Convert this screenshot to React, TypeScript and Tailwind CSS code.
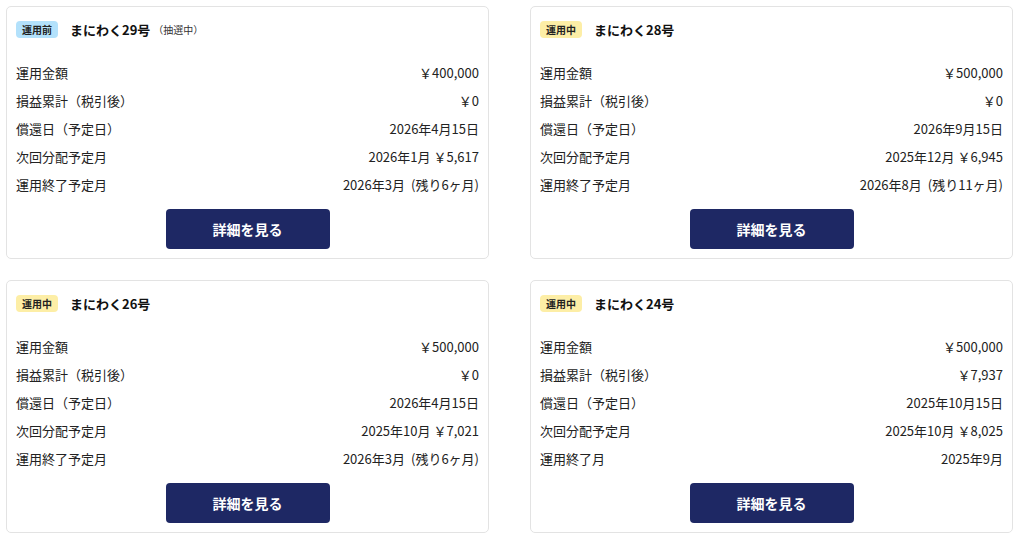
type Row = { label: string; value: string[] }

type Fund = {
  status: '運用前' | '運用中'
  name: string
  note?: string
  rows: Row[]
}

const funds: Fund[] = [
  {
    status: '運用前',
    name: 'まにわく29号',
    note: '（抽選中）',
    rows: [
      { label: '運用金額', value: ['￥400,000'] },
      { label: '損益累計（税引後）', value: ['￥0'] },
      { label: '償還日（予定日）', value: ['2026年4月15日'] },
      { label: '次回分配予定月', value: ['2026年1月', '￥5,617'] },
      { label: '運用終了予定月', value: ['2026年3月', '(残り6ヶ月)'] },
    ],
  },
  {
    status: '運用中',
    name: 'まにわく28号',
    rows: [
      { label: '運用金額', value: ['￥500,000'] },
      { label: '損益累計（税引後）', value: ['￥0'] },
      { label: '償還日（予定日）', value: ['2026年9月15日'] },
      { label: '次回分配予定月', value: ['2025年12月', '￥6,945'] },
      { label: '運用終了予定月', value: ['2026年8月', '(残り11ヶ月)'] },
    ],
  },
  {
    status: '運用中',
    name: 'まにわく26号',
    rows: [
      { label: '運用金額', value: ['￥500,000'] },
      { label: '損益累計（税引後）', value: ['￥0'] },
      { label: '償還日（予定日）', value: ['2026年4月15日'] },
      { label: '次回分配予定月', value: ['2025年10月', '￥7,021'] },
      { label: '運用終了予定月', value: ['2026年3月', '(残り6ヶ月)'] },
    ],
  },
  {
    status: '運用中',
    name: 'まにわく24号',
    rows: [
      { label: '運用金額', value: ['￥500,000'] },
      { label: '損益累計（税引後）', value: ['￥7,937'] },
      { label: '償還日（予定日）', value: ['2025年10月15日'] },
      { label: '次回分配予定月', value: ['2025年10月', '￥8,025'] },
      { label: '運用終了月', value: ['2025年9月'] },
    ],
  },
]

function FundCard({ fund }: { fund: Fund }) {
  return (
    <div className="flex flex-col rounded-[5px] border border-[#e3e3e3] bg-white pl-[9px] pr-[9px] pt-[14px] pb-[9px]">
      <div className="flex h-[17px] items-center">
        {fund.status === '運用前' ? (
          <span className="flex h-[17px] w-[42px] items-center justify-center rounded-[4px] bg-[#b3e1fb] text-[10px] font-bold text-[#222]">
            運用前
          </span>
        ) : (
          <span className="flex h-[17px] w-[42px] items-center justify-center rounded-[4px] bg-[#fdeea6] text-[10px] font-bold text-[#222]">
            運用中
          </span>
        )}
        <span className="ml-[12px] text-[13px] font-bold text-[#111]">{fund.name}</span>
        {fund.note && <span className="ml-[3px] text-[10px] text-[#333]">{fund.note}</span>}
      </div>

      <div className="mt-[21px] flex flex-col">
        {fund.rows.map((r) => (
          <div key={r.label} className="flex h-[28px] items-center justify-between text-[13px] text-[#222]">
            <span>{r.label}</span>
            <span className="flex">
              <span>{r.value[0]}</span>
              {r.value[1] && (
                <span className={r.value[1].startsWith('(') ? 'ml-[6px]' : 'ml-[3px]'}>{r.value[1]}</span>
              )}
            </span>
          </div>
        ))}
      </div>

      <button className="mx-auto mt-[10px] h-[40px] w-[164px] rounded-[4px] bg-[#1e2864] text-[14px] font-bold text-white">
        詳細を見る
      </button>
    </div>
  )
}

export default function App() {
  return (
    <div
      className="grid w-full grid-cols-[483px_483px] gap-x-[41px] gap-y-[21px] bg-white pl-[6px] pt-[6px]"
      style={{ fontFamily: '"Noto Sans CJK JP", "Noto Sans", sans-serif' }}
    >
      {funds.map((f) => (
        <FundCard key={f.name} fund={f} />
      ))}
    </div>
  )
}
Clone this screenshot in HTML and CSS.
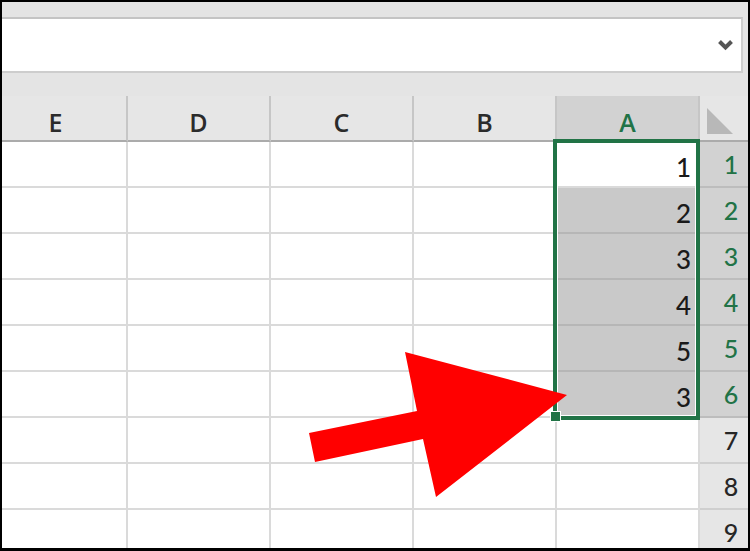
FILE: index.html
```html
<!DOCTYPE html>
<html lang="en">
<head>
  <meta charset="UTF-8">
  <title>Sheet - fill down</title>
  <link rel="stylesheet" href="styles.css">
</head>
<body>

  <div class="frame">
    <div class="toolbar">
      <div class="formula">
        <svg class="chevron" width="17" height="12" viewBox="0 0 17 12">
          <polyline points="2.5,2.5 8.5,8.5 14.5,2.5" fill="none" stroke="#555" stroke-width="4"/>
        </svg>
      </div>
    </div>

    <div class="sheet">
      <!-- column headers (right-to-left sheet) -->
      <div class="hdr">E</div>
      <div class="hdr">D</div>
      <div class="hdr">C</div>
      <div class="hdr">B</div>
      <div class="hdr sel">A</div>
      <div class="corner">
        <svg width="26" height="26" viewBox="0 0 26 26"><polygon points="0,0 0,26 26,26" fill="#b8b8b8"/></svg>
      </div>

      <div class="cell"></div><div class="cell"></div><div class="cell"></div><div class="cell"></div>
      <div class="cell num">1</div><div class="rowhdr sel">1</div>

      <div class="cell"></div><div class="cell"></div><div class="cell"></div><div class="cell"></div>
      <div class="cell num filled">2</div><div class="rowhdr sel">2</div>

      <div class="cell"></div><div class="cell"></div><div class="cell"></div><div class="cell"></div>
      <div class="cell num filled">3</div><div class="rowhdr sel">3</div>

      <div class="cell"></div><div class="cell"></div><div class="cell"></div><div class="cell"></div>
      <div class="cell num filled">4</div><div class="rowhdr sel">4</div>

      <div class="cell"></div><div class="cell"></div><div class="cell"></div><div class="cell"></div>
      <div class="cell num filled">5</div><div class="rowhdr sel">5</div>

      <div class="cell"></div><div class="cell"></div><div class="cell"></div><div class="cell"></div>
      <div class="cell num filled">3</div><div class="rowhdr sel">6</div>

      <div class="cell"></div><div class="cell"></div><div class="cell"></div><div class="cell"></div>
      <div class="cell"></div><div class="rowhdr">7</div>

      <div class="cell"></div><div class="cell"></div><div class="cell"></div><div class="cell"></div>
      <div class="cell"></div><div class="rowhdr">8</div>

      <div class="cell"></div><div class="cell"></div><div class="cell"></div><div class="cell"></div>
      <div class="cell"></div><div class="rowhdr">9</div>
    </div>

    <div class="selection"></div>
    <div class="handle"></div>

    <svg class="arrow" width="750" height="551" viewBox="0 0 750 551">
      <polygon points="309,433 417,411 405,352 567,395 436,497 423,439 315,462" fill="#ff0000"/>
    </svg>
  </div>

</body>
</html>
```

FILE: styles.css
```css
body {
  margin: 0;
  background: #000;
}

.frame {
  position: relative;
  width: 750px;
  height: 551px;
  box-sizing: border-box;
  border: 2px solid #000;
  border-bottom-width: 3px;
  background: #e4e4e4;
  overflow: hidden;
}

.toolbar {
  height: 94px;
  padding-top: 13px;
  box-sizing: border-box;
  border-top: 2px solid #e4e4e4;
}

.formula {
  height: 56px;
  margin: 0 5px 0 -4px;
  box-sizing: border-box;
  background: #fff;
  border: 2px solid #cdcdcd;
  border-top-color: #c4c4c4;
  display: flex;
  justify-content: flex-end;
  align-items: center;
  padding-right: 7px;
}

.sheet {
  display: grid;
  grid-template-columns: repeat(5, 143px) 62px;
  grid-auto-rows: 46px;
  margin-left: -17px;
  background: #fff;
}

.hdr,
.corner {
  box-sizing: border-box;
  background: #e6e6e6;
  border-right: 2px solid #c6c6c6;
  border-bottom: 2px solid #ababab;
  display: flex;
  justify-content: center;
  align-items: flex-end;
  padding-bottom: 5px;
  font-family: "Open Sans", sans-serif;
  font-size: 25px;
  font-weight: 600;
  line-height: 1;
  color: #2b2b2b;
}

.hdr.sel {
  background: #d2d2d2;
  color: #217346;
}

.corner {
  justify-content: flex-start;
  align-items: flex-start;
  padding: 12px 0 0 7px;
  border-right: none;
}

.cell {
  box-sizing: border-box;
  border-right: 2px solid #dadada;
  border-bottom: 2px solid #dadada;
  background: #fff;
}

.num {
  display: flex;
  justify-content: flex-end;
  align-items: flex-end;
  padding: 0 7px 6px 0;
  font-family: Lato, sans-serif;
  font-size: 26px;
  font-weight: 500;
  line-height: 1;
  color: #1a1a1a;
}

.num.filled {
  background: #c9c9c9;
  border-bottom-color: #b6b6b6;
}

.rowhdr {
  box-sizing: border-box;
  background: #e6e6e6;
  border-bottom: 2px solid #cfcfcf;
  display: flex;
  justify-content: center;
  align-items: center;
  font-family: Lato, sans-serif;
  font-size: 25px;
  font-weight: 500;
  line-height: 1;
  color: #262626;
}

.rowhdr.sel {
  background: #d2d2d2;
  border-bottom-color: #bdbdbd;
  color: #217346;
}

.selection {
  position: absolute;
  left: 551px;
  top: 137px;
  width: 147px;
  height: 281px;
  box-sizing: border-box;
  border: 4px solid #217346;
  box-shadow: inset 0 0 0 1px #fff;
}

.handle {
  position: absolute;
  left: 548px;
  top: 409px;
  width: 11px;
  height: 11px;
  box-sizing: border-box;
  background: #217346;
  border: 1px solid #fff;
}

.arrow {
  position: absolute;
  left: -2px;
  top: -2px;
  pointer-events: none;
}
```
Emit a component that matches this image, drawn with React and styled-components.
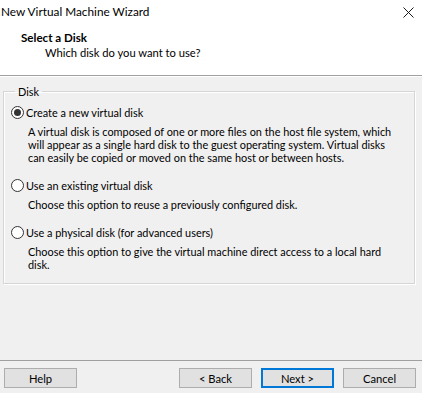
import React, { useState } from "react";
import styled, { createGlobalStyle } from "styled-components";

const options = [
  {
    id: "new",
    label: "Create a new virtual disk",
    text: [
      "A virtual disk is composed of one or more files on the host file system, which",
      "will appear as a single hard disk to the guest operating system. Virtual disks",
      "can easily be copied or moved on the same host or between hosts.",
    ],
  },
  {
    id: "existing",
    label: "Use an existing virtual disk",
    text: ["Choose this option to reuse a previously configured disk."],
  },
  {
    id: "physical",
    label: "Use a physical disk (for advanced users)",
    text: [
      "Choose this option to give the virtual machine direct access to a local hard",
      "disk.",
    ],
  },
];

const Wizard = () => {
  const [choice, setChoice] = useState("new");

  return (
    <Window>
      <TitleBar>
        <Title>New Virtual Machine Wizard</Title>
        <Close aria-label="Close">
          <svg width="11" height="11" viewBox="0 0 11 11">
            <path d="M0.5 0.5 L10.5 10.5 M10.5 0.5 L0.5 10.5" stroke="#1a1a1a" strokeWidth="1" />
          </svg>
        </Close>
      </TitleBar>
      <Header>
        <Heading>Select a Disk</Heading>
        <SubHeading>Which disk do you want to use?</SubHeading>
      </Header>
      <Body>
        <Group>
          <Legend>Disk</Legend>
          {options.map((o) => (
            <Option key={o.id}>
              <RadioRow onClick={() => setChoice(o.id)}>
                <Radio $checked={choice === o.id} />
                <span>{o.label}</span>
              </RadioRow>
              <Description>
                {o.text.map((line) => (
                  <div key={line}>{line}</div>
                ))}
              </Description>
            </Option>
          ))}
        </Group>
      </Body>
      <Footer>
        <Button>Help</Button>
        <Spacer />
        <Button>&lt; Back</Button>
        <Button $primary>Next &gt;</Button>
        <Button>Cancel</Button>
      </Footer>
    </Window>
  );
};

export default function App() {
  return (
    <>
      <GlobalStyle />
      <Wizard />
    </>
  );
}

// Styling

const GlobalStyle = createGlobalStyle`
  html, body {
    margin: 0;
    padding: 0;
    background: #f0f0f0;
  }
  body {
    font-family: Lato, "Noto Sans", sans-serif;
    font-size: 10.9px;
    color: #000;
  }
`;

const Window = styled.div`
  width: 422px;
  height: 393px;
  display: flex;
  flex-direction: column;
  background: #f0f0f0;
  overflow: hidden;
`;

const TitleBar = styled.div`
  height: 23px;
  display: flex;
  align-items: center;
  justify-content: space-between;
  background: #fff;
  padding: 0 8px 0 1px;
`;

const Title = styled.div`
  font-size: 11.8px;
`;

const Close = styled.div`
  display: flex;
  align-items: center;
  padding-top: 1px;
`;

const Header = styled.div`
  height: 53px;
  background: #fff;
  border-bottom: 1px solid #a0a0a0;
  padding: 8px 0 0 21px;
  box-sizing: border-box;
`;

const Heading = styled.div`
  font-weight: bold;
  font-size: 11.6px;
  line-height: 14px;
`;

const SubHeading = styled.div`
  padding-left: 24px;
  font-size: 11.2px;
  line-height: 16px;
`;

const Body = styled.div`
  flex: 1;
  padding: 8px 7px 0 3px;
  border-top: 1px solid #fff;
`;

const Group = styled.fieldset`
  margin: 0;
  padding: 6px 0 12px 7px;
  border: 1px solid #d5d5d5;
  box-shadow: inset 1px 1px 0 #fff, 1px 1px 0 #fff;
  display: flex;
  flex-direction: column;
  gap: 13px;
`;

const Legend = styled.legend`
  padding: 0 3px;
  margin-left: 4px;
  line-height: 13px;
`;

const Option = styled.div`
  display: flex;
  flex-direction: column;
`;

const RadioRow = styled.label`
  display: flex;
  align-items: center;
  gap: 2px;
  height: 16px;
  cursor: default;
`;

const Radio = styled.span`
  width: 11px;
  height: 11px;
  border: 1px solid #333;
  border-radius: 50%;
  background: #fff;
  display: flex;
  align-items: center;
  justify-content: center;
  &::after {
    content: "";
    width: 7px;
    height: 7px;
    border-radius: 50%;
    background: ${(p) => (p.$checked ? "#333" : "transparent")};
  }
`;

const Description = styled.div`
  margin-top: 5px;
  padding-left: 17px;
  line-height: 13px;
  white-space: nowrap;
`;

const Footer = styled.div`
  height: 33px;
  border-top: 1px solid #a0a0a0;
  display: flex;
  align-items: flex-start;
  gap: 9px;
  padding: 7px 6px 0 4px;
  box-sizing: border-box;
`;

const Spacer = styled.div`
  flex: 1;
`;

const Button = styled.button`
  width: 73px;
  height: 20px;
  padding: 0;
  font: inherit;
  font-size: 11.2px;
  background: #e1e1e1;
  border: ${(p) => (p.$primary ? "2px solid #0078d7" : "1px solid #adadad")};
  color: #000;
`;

» WHAT YOU NEED TO DO: Exactly as they stand, quote the lines beginning with the one that contains "Emit a component" and ending with the one that contains "const [choice, setChoice]", with no pictures.

» SOLUTION TO THIS PROBLEM:
Emit a component that matches this image, drawn with React and styled-components.
import React, { useState } from "react";
import styled, { createGlobalStyle } from "styled-components";

const options = [
  {
    id: "new",
    label: "Create a new virtual disk",
    text: [
      "A virtual disk is composed of one or more files on the host file system, which",
      "will appear as a single hard disk to the guest operating system. Virtual disks",
      "can easily be copied or moved on the same host or between hosts.",
    ],
  },
  {
    id: "existing",
    label: "Use an existing virtual disk",
    text: ["Choose this option to reuse a previously configured disk."],
  },
  {
    id: "physical",
    label: "Use a physical disk (for advanced users)",
    text: [
      "Choose this option to give the virtual machine direct access to a local hard",
      "disk.",
    ],
  },
];

const Wizard = () => {
  const [choice, setChoice] = useState("new");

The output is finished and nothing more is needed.